In the last few years I have paid a lot of attention to the printing history of press prints. In the last auction I had a beautiful print of the Rosenthal photograph of the raising of the flag on Iwo Jima that seemed to have been printed from the negative or a close copy negative with interesting tones and texture. I much prefer that print to later signed large exhibition prints of the same picture. I have also presented very early prints of other iconic press photographs, for example Robert Capa’s D-Day landing images. It seems that some collectors and institutions are recognizing the importance of these very first prints of iconic images.

Many photographers originally made or had made press prints of their work. They are often credited, but the prints are rarely signed.  These early press prints often don’t have the character of beautiful exhibition prints on quality paper. Some are even wire photos. They are usually glossy—“ferrotyped” to make better copies– with signs of wear from use, and with interesting stamps on the back. Early ones are toned, and have a special beauty that one can come to appreciate along with the wealth of information on the verso.

It seems these prints are coming to be appreciated for the historical importance as objects.
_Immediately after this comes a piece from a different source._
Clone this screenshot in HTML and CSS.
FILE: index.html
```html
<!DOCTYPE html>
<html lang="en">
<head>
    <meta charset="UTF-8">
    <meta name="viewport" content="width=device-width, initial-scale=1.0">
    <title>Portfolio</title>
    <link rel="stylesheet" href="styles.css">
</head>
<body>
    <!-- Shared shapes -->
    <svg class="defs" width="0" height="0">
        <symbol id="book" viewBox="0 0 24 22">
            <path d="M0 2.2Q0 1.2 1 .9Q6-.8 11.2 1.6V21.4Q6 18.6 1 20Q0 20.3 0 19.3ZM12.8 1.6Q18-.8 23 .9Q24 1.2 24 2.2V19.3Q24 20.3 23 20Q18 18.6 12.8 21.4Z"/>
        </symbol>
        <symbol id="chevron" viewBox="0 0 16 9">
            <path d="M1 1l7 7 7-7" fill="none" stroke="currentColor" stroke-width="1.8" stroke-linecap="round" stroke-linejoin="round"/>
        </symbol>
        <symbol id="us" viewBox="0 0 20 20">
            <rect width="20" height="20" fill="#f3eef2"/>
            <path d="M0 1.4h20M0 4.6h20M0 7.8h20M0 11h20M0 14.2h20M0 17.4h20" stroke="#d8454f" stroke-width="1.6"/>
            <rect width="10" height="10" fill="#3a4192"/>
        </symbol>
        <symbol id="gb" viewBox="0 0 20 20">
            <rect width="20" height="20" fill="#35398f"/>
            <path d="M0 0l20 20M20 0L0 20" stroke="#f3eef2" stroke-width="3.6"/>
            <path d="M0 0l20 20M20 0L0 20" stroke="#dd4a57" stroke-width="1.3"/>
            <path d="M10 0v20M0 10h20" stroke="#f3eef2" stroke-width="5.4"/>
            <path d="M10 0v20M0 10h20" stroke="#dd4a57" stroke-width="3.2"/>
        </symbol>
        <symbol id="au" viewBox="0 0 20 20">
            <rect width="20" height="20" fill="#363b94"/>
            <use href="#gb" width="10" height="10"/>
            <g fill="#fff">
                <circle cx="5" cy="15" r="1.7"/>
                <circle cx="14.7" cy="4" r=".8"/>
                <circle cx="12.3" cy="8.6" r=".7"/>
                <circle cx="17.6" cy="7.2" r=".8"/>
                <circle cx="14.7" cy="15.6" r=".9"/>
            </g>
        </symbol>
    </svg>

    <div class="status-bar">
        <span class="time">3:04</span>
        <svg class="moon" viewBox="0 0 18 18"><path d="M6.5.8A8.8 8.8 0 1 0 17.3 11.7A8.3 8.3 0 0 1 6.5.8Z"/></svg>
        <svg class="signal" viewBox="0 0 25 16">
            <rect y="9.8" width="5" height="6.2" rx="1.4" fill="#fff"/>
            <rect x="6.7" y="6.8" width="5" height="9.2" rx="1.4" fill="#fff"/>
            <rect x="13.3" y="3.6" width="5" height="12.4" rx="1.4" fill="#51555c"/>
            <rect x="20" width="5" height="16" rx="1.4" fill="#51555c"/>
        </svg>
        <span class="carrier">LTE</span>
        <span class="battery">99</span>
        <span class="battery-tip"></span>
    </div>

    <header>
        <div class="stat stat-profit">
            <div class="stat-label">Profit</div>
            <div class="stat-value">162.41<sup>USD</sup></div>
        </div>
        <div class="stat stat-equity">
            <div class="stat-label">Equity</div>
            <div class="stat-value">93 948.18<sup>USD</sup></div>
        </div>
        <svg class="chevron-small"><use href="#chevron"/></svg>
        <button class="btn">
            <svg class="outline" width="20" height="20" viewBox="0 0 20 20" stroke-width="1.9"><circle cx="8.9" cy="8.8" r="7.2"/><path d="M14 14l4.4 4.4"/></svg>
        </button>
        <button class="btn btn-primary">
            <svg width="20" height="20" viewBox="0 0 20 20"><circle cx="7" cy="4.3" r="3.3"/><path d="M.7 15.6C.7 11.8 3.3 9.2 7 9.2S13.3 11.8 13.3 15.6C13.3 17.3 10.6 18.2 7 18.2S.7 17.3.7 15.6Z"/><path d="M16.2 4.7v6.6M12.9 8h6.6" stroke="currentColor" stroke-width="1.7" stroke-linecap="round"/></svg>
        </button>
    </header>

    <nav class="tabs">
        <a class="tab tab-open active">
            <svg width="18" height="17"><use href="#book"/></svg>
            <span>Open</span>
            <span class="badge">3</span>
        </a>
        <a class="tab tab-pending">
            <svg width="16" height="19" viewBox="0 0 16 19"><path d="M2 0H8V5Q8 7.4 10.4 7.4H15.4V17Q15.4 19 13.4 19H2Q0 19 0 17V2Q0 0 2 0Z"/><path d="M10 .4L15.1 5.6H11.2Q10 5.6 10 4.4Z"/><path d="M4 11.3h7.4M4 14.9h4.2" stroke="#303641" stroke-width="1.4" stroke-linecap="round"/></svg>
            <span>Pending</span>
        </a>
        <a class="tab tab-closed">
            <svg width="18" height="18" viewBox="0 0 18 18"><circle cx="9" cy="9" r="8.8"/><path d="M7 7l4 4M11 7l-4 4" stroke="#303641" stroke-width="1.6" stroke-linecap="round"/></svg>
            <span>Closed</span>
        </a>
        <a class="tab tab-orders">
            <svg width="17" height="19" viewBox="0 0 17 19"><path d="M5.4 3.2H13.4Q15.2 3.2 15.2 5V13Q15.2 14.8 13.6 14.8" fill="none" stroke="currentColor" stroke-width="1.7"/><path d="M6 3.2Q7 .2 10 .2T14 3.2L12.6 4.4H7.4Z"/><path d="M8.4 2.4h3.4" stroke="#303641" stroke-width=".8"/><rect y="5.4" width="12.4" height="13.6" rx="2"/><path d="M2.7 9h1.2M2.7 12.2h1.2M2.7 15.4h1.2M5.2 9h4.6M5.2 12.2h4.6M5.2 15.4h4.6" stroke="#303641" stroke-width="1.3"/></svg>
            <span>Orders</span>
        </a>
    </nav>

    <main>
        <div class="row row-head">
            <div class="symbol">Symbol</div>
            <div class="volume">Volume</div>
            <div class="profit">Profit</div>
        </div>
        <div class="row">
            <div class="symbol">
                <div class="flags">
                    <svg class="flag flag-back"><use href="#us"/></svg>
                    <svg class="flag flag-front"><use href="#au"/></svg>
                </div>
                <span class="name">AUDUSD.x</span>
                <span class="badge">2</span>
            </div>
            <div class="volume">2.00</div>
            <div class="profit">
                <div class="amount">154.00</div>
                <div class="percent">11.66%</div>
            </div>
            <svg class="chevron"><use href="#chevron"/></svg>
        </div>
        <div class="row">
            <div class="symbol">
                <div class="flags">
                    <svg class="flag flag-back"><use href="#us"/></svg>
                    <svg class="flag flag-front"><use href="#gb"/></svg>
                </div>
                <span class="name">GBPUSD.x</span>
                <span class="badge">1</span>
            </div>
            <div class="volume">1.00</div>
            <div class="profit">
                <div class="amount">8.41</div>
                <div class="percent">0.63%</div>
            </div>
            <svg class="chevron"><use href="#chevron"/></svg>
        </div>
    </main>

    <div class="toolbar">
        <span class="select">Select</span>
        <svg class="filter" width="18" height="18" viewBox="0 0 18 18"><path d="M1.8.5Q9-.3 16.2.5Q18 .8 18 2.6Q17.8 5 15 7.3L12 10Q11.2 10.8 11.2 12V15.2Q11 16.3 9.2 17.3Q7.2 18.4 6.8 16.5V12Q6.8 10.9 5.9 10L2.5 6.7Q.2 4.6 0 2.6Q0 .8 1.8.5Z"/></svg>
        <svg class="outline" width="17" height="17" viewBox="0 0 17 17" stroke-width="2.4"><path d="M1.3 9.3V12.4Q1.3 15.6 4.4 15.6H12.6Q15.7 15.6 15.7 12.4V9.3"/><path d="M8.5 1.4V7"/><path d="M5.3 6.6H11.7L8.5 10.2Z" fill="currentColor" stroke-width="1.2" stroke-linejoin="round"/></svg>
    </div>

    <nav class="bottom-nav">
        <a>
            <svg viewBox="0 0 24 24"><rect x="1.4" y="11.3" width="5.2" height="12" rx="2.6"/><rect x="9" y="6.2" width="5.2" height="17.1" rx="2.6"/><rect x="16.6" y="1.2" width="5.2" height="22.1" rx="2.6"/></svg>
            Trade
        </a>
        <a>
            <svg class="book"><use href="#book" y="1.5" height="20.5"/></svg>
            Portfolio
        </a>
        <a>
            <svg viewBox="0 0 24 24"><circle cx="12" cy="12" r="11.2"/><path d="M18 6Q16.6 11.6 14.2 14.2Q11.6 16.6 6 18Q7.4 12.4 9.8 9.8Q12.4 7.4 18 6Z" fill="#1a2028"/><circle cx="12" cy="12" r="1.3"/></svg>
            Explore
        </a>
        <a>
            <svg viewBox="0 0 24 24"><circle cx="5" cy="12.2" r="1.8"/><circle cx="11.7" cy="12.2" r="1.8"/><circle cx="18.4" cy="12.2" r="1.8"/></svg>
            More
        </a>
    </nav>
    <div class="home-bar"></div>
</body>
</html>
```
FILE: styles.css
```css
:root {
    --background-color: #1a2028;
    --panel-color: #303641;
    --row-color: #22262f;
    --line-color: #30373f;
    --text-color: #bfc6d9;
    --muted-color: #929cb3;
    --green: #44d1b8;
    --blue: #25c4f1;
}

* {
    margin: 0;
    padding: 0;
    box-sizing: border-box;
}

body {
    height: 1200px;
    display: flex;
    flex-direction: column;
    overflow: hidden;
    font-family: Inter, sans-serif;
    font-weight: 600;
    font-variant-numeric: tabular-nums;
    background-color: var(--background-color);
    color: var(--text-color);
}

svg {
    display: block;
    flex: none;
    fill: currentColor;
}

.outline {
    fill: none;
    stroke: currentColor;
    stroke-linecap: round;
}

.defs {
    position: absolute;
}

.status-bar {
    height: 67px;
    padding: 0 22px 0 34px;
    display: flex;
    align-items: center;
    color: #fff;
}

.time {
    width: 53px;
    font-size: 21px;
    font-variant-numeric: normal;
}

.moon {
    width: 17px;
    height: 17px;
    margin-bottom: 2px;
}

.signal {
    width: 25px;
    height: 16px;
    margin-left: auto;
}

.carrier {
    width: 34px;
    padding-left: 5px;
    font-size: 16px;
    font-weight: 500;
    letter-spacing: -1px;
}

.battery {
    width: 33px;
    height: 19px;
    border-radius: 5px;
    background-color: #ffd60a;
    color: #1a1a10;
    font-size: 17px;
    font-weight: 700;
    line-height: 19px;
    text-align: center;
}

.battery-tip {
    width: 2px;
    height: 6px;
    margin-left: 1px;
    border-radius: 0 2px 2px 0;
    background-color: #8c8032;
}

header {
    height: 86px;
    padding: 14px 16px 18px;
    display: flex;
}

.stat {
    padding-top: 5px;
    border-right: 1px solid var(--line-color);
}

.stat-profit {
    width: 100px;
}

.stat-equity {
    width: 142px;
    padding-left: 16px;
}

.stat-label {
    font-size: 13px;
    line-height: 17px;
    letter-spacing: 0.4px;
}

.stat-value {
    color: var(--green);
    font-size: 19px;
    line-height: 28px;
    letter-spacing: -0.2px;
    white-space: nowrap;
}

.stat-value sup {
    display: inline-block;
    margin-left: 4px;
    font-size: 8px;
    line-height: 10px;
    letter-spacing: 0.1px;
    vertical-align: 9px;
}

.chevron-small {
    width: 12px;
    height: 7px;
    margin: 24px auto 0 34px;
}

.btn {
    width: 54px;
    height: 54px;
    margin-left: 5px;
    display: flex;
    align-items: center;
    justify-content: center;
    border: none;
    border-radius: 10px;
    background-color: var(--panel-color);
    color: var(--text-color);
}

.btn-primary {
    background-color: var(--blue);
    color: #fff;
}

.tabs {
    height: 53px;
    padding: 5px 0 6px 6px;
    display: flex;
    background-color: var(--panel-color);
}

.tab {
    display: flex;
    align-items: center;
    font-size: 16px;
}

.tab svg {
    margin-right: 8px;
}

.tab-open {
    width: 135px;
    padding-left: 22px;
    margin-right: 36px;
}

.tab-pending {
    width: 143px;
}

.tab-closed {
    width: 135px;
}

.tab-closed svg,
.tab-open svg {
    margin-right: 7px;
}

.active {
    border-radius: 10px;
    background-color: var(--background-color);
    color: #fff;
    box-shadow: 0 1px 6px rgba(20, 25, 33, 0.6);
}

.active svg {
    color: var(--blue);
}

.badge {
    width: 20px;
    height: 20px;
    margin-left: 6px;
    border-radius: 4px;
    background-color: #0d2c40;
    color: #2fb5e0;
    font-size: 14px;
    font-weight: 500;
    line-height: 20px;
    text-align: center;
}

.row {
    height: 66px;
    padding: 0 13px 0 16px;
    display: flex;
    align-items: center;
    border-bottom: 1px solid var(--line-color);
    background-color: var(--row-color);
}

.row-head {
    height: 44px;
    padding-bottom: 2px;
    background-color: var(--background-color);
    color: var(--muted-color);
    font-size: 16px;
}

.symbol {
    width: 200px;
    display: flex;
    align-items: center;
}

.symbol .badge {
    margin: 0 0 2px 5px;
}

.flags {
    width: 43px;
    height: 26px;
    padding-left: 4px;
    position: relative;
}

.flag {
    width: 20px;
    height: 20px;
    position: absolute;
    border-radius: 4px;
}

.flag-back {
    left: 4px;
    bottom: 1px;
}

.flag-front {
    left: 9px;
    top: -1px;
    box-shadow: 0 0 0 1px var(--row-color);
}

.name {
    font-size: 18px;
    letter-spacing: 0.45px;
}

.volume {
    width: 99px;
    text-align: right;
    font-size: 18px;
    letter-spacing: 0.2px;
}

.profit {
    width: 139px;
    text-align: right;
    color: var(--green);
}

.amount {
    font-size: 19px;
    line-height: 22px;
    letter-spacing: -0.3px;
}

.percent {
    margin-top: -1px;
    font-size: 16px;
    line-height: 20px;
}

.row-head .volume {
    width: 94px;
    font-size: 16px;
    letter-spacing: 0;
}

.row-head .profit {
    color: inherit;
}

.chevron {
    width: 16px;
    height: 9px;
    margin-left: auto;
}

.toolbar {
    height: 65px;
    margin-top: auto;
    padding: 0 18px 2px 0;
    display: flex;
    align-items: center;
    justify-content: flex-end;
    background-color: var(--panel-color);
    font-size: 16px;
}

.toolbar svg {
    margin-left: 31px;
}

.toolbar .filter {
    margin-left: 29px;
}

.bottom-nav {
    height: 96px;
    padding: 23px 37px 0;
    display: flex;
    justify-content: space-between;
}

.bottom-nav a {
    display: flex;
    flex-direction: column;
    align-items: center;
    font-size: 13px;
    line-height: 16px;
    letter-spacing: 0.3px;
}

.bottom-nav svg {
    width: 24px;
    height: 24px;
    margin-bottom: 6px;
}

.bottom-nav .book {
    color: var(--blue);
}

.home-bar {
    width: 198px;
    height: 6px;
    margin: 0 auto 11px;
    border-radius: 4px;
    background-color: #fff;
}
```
Even though they might have been originally printed in relatively large numbers, the very early editions, even wire photographs that might have been the very first, are now scarce and provide an exciting area to collect. The early works of many of the major photographers were often press prints.

Vintage “Classic” 19th and 20th century photographs by significant photographers are becoming ever more scarce. True vintage signed prints with good provenance are so expensive they are out of reach of most collectors, even those with the means to collect at high but not the highest level. Signed “printed later” prints have become mainstays of auctions. Examples of some appear in almost every general auction. I don’t mean to underestimate their appeal to collectors.

But for those who can develop the sensitivity to the character of the print, unsigned early prints that are clearly the work of the photographer, often with the photographer’s credit stamp, represent in my view an exciting collecting area.